Ed Thorp has written a rather enjoyable autobiography about a math/science nerd kid from depression Chicago who moved with his parents to Southern California in the 1940s where they found work in the war plants. Who would have predicted that a kid who made nitroglycerin in the family refrigerator and placed red dye in a the Long Beach municipal swimming pool would grow up to invent card counting for blackjack and become a pioneer in quantitative finance.

After receiving a Ph.D. in mathematics in 1958 from UCLA Thorp moved on to post-doctoral research at M.I.T. There he would write an apparently obscure paper for the Proceedings of the National Academy of Sciences (Jan. 1961) entitled “A Favorable Strategy for Twenty-One” that would evolve into his best-selling book “Beat the Dealer.” Nevertheless the paper attracted press notice and the attention of Manny Kimmel, a mob-connected businessman from New Jersey. In an amusing part of the book Thorp discusses how Kimmel showed up at his modest rental house in Cambridge in a Cadillac with his two blond “nieces” dressed in mink coats. Kimmel would go on to backing Thorp in his adventures in Reno and Las Vegas. Once the casinos caught on to his successful gambling strategy he became a persona non grata and was physically threatened. However the secret was out and Las Vegas became inundated with Thorp card counters, one of whom was the famous Pimco manager to be, Bill Gross.

Also at M.I.T., Thorp would work with information science guru, Claude Shannon.
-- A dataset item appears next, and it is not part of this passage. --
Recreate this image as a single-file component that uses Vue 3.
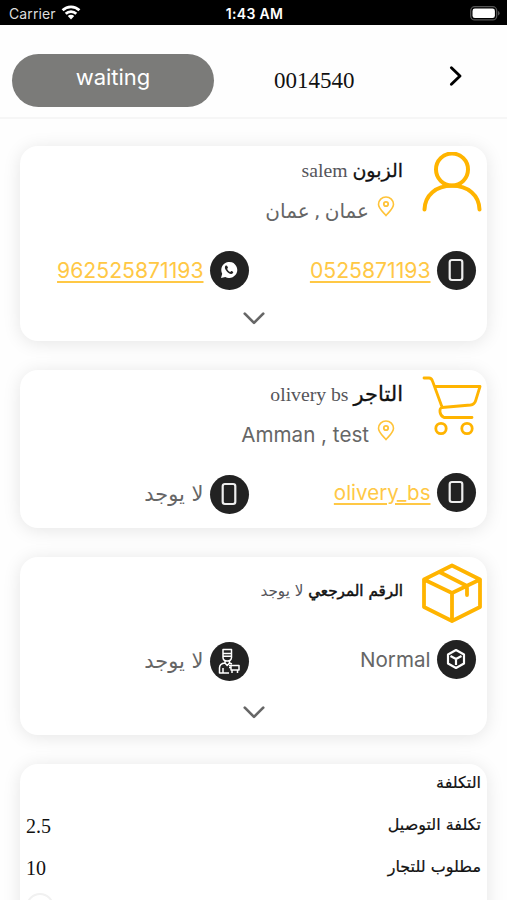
<script setup>
const costs = [
  { label: 'تكلفة التوصيل', value: '2.5' },
  { label: 'مطلوب للتجار', value: '10' },
]
</script>

<template>
  <div class="screen">
    <div class="status">
      <div class="carrier">
        <span>Carrier</span>
        <svg width="20" height="15" viewBox="0 0 20 15" fill="none" stroke="#fff" stroke-width="2.7">
          <path d="M1.600 5.300a12 12 0 0 1 16.800 0M4.700 8.800a7.600 7.600 0 0 1 10.600 0" />
          <path d="M6.800 11a4.600 4.600 0 0 1 6.400 0L10 14.400z" fill="#fff" stroke="none" />
        </svg>
      </div>
      <span class="clock">1:43 AM</span>
      <svg class="battery" width="30" height="15" viewBox="0 0 30 15">
        <rect x=".7" y=".7" width="26" height="13.200" rx="4" fill="none" stroke="#555" stroke-width="1.300" />
        <rect x="2.500" y="2.500" width="22.400" height="9.600" rx="2.400" fill="#fff" />
        <path d="M28 5v4.600q1.600-.6 1.600-2.300T28 5" fill="#555" />
      </svg>
    </div>

    <header class="top">
      <div class="pill"><span>waiting</span></div>
      <span class="order">0014540</span>
      <svg class="next" width="16" height="22" viewBox="0 0 16 22" fill="none" stroke="#000" stroke-width="2.900" stroke-linecap="round" stroke-linejoin="round"><path d="M3.400 2.800 12 11l-8.600 8.200" /></svg>
    </header>

    <main dir="rtl">
      <section class="card customer">
        <div class="head">
          <svg class="big" viewBox="0 0 60 60" fill="none" stroke="#ffb400" stroke-width="4" stroke-linecap="round"><circle cx="30" cy="17.500" r="16" /><path d="M2.500 57.500C3 43 14 33.800 30 33.800S57 43 57.500 57.500" /></svg>
          <div class="lines">
            <div class="name"><b>الزبون</b> <span>salem</span></div>
            <div class="place">
              <svg class="pin" viewBox="0 0 18 21" fill="none" stroke="#ffc338" stroke-width="1.600"><path d="M9 19.500C6 16 1.500 12.500 1.500 8.300a7.500 7.300 0 0 1 15 0C16.500 12.500 12 16 9 19.500z" /><circle cx="9" cy="8" r="2.200" stroke-width="1.800" /></svg>
              <span class="ar city">عمان , عمان</span>
            </div>
          </div>
        </div>
        <div class="contacts">
          <div class="contact">
            <span class="dot"><svg width="16" height="24" viewBox="0 0 16 24"><rect x="1.700" y="2" width="12.600" height="20" rx="2.200" fill="none" stroke="#eee" stroke-width="2.200" /></svg></span>
            <a class="phone">0525871193</a>
          </div>
          <div class="contact">
            <span class="dot"><svg width="18" height="18" viewBox="0 0 18 18"><path d="M1 17l1.200-4.300A8 8 0 1 1 5.300 15.900z" fill="#fff" /><path d="M5.700 4.600c-1.600 1.700-.8 3.800 1.200 6s4.600 3.200 6.100 1.400c.6-.8.1-1.300-1.300-1.900-.9-.3-.9.900-1.600.800C8.900 10.400 7.500 9 7.200 7.900c-.1-.6 1-.7.700-1.500-.6-1.700-1.100-2.400-2.200-1.800z" fill="#222" /></svg></span>
            <a class="phone">962525871193</a>
          </div>
        </div>
        <svg class="more" viewBox="0 0 20 12"><path d="M1.500 1.500 10 10l8.500-8.500" /></svg>
      </section>

      <section class="card merchant">
        <div class="head">
          <svg class="big" viewBox="0 0 60 60" fill="none" stroke="#ffb400" stroke-width="2.800" stroke-linecap="round" stroke-linejoin="round"><path d="M2 2h5q2.500 0 3.500 3l9.500 26M13 10.500h45l-4.300 14q-1.200 4-5.200 4.500L20 31.500q-2.500.5-2 4.500t4 5.500h28" /><circle cx="19" cy="52.500" r="5.200" /><circle cx="45" cy="52.500" r="5.200" /></svg>
          <div class="lines">
            <div class="name"><b>التاجر</b> <span>olivery bs</span></div>
            <div class="place">
              <svg class="pin" viewBox="0 0 18 21" fill="none" stroke="#ffc338" stroke-width="1.600"><path d="M9 19.500C6 16 1.500 12.500 1.500 8.300a7.500 7.300 0 0 1 15 0C16.500 12.500 12 16 9 19.500z" /><circle cx="9" cy="8" r="2.200" stroke-width="1.800" /></svg>
              <span class="latin" dir="ltr">Amman , test</span>
            </div>
          </div>
        </div>
        <div class="contacts">
          <div class="contact">
            <span class="dot"><svg width="16" height="24" viewBox="0 0 16 24"><rect x="1.700" y="2" width="12.600" height="20" rx="2.200" fill="none" stroke="#eee" stroke-width="2.200" /></svg></span>
            <a class="handle">olivery_bs</a>
          </div>
          <div class="contact low">
            <span class="dot"><svg width="16" height="24" viewBox="0 0 16 24"><rect x="1.700" y="2" width="12.600" height="20" rx="2.200" fill="none" stroke="#eee" stroke-width="2.200" /></svg></span>
            <span class="ar">لا يوجد</span>
          </div>
        </div>
      </section>

      <section class="card parcel">
        <div class="head">
          <svg class="big" viewBox="0 0 60 60" fill="none" stroke="#ffb400" stroke-width="3.800" stroke-linecap="round" stroke-linejoin="round"><path d="M30 2.500 58 16.500V44L30 58 2 44V16.500zM2 16.500l28 13.500 28-13.500M30 30v28M17.500 9 45 23v9" /></svg>
          <div class="lines">
            <div class="ref"><b>الرقم المرجعي</b> <span>لا يوجد</span></div>
          </div>
        </div>
        <div class="contacts">
          <div class="contact">
            <span class="dot"><svg width="20" height="22" viewBox="0 0 20 22" fill="none" stroke="#fff" stroke-width="2.200" stroke-linejoin="round"><path d="M10 2 18 6.500v9L10 20l-8-4.500v-9zM4.500 8 10 11l5.500-3M10 11v6" /></svg></span>
            <span class="latin">Normal</span>
          </div>
          <div class="contact low">
            <span class="dot"><svg width="22" height="26" viewBox="0 0 22 26" fill="none" stroke="#fff" stroke-width="1.500" stroke-linejoin="round"><path d="M5 1.500h8.500v4H5zM5 5.500v4q0 3.500 4.200 3.500t4.300-3.500v-4M5 8.300h8.500M7 13v2l2.200 2.500 2.300-2.500v-2M7 15q-5.500.5-5.500 5v5H11M5 20v5M11.500 15l2.500 1" /><path d="M11 17.500h2v2h-2M13 17.500h8v4.500h-8zM14 22v3M19.500 22v3" /></svg></span>
            <span class="ar">لا يوجد</span>
          </div>
        </div>
        <svg class="more" viewBox="0 0 20 12"><path d="M1.500 1.500 10 10l8.500-8.500" /></svg>
      </section>

      <section class="card cost">
        <div class="row"><span>التكلفة</span></div>
        <div v-for="item in costs" :key="item.label" class="row">
          <span>{{ item.label }}</span><span class="num">{{ item.value }}</span>
        </div>
        <div class="row last"><span>طريقة الدفع عند الاستلام</span><i class="toggle"></i></div>
      </section>
    </main>
  </div>
</template>

<style>
body { background: #fff; overflow: hidden; }
</style>

<style scoped>
.screen { width: 507px; height: 900px; overflow: hidden; background: #fefefe; font-family: Inter, "DejaVu Sans", sans-serif; }
.screen * { box-sizing: border-box; }
svg { display: block; flex: none; }
.status { height: 25px; background: #000; color: #fff; display: grid; grid-template-columns: 1fr auto 1fr; align-items: center; padding: 2px 7px 0 9px; font-size: 14px; }
.carrier { display: flex; align-items: center; gap: 6px; color: #ddd; letter-spacing: .1px; }
.carrier svg { margin: -2px 0 0 -1px; }
.clock { font-weight: 600; font-size: 14px; letter-spacing: .35px; }
.battery { justify-self: end; }
.top { height: 94px; border-bottom: 2px solid #f6f6f6; display: flex; padding: 29px 43px 0 12px; }
.pill { width: 202px; height: 53px; border-radius: 27px; background: #7b7b79; color: #fff; display: flex; justify-content: center; font-size: 22px; line-height: 46px; }
.order { width: 82px; margin-left: 60px; font: 23px/53px "Liberation Serif", serif; color: #111; }
.next { margin: 11px 0 0 auto; }
main { padding: 27px 20px 0; }
.card { background: #fff; border-radius: 18px; box-shadow: 0 2px 18px rgba(0, 0, 0, .1); margin-bottom: 29px; }
.customer { height: 195px; }
.merchant { height: 158px; }
.parcel { height: 178px; }
.head { height: 97px; display: flex; padding: 6px 5px 0 0; gap: 19px; }
.customer .head { height: 99px; }
.parcel .head { height: 77px; }
.big { width: 60px; height: 60px; }
.lines { display: flex; flex-direction: column; }
.name { height: 36px; line-height: 36px; font-family: "Liberation Serif", "DejaVu Sans", serif; font-size: 19.700px; color: #55555a; white-space: nowrap; }
.name b { font: 19px "DejaVu Sans", sans-serif; color: #111; -webkit-text-stroke: .3px #111; }
.merchant .name b { font-size: 21px; }
.place { display: flex; gap: 8px; padding: 8px 8px 0 0; color: #666; line-height: 30px; white-space: nowrap; }
.merchant .place { padding-top: 7.500px; }
.pin { width: 18px; height: 21px; }
.ar { font-family: "DejaVu Sans", sans-serif; font-size: 21px; color: #666; }
.city { font-size: 20px; word-spacing: -2px; }
.latin { font-size: 20.600px; color: #666; }
.contacts { display: grid; grid-template-columns: 227px 1fr; padding-right: 11.500px; }
.contact { display: flex; align-items: center; gap: 6px; height: 50px; }
.low { padding-top: 4px; }
.dot { width: 39px; height: 39px; border-radius: 50%; background: #222; display: grid; place-items: center; flex: none; }
a { color: #ffc845; text-decoration: underline; text-decoration-thickness: 1.500px; text-underline-offset: 3px; font-size: 21.200px; }
.handle { font-size: 20.500px; }
.more { width: 22px; height: 13px; margin: 17px auto 0; fill: none; stroke: #666; stroke-width: 2.500; stroke-linecap: round; stroke-linejoin: round; }
.parcel .more { margin-top: 22px; }
.ref { padding-top: 14px; font: 15.200px/28px "DejaVu Sans", sans-serif; color: #55555a; white-space: nowrap; }
.ref b { font-weight: 400; color: #111; -webkit-text-stroke: .5px #111; }
.cost { height: 180px; padding: 1px 6px 0; }
.row { height: 42px; display: flex; justify-content: space-between; font: 16px/36px "DejaVu Sans", sans-serif; color: #111; -webkit-text-stroke: .2px #111; }
.num { font: 20px/38px "Liberation Serif", serif; -webkit-text-stroke: 0; }
.last { margin-top: -2px; }
.toggle { width: 28px; height: 28px; border: 2px solid #f1f1f1; border-radius: 50%; margin: 4px 0; }
</style>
Together they would invent the first wearable computer. Its purpose: to beat roulette, which it did. After M.I.T. Thorp ultimately moved on to U.C. Irvine where he became interested in the ultimate casino the financial markets. During this time I had the pleasure of casually meeting him in a few academic settings.
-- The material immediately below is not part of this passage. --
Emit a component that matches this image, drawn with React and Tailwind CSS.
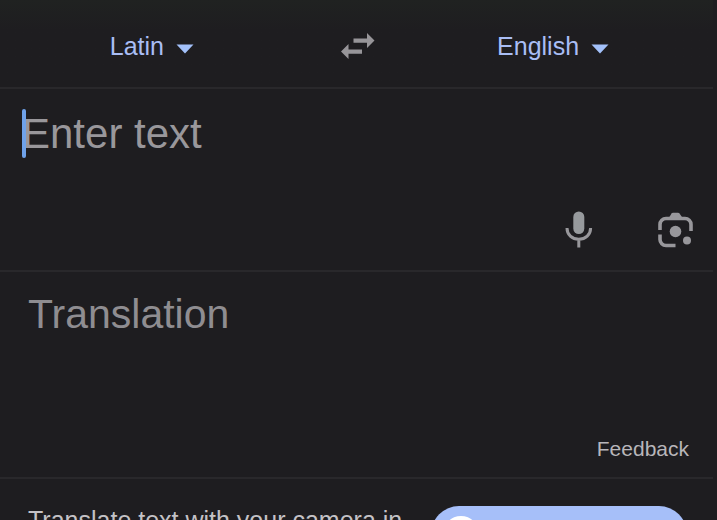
import React from 'react';

const LANGUAGES = ['Latin', 'English', 'French', 'German', 'Spanish'];

function LanguageSelect({ label, defaultValue }) {
    return (
        <div className="relative flex items-center">
            <select
                aria-label={label}
                defaultValue={defaultValue}
                className="field-sizing-content appearance-none bg-transparent pr-[30px] text-[25px] leading-9 text-[#a9bdf5] outline-none"
            >
                {LANGUAGES.map((language) => (
                    <option key={language}>{language}</option>
                ))}
            </select>
            <svg viewBox="0 0 18 10" className="pointer-events-none absolute right-0 top-4 h-[10px] w-[18px] fill-[#a3c1fa]">
                <path d="M0.5 0.5h17L9 9.5z" />
            </svg>
        </div>
    );
}

function SwapIcon() {
    return (
        <svg viewBox="0 0 34 26" className="h-[26px] w-[34px] fill-[#979599]">
            <path d="M12.5 5.4H26V0L33.5 7.5 26 15V9.7H12.5z" />
            <path d="M21 16.4H7.5V11L0 18.5 7.5 26V20.7H21z" />
        </svg>
    );
}

function MicIcon() {
    return (
        <svg viewBox="0 0 28 37" className="h-[37px] w-[28px]">
            <rect x="8.3" y="0.5" width="11" height="22.5" rx="5.5" fill="#979a9d" />
            <path d="M2 17c0 6.800 5 11.300 11.800 11.300S25.600 23.800 25.600 17M13.800 28v8.500" fill="none" stroke="#98979b" strokeWidth="3" />
        </svg>
    );
}

function LensIcon() {
    return (
        <svg viewBox="0 0 35 36" className="h-[36px] w-[35px]">
            <path d="M2 18v-5.500a6 6 0 0 1 6-6h19a6 6 0 0 1 6 6V19M2 22.500v5a6 6 0 0 0 6 6h9.500" fill="none" stroke="#98979b" strokeWidth="3.6" />
            <path d="M10.500 6.500l3-5q.5-.7 1.500-.7h5q1 0 1.500.7L25 6.500z" fill="#98979b" />
            <circle cx="17.5" cy="19.5" r="5.8" fill="#98979b" />
            <circle cx="29" cy="28.5" r="4" fill="#98979b" />
        </svg>
    );
}

function App() {
    return (
        <main className="flex h-screen flex-col overflow-hidden bg-[#1e1d20] font-['Liberation_Sans',Arial,sans-serif]">

            {/* Language bar */}
            <header className="mr-1 grid h-[89px] shrink-0 grid-cols-[3fr_1fr_3fr] items-center justify-items-center border-b-2 border-[#29282b] bg-linear-to-b from-[#202221] to-[#1e1d20] to-35% pl-1 pt-1">
                <div className="pr-2">
                    <LanguageSelect label="Source language" defaultValue="Latin" />
                </div>
                <button type="button" aria-label="Swap languages">
                    <SwapIcon />
                </button>
                <div className="pr-4">
                    <LanguageSelect label="Target language" defaultValue="English" />
                </div>
            </header>

            {/* Source text */}
            <section className="mr-1 flex h-[183px] shrink-0 flex-col justify-between border-b-2 border-[#29282b] pb-[22px] pl-[22px] pr-5 pt-5">
                <div className="relative flex items-center">
                    <span className="absolute left-0 h-[49px] w-1 rounded-sm bg-[#6fa2ea]" />
                    <input
                        type="text"
                        aria-label="Text to translate"
                        placeholder="Enter text"
                        className="h-[49px] w-full bg-transparent text-[42px] text-[#99979b] outline-none placeholder:text-[#99979b]"
                    />
                </div>
                <div className="flex items-center justify-end gap-[65px]">
                    <button type="button" aria-label="Speak">
                        <MicIcon />
                    </button>
                    <button type="button" aria-label="Search with camera">
                        <LensIcon />
                    </button>
                </div>
            </section>

            {/* Translated text */}
            <section className="mr-1 flex h-[207px] shrink-0 flex-col justify-between border-b-2 border-[#29282b] pb-4 pl-7 pr-6 pt-[18px]">
                <p className="text-[41px] leading-[49px] text-[#8f8d91]">Translation</p>
                <a href="#feedback" className="self-end text-[21px] leading-6 text-[#b8b6ba]">Feedback</a>
            </section>

            {/* Camera promo, runs past the bottom edge */}
            <section className="flex shrink-0 items-start justify-between gap-5 pl-7 pr-[30px] pt-[27px]">
                <p className="text-[25px] leading-7 text-[#c4c2c6]">
                    Translate text with your camera in Google Lens
                </p>
                <button type="button" aria-label="Open Google Lens" className="flex h-14 w-64 shrink-0 items-center rounded-full bg-[#a6bff9] px-3">
                    <span className="h-9 w-9 rounded-full bg-white" />
                </button>
            </section>
        </main>
    );
}

export default App;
Thorp became interested in the pricing of warrants, options and convertible securities. He intuitively developed what was later to be formally derived as the Nobel Prize winning Black-Scholes Model. It was a money maker and Thorp formed Princeton-Newport Partners (PNP) to capitalize on his expertise.  PNP had a great run from the early 1970s until the late 1980s when it closed down after being peripherally involved in the insider trading scandals involving Drexel Burnham. Along the way Thorp and team developed the trading strategy of statistical arbitrage which is utilized by quant shops to this day. He also mentored several people who would go on to become the hedge fund titans of today.


The last quarter of the book is devoted to his political and life philosophy and his approach to charitable giving. Thorp is a very likable person and his autobiography is a good read.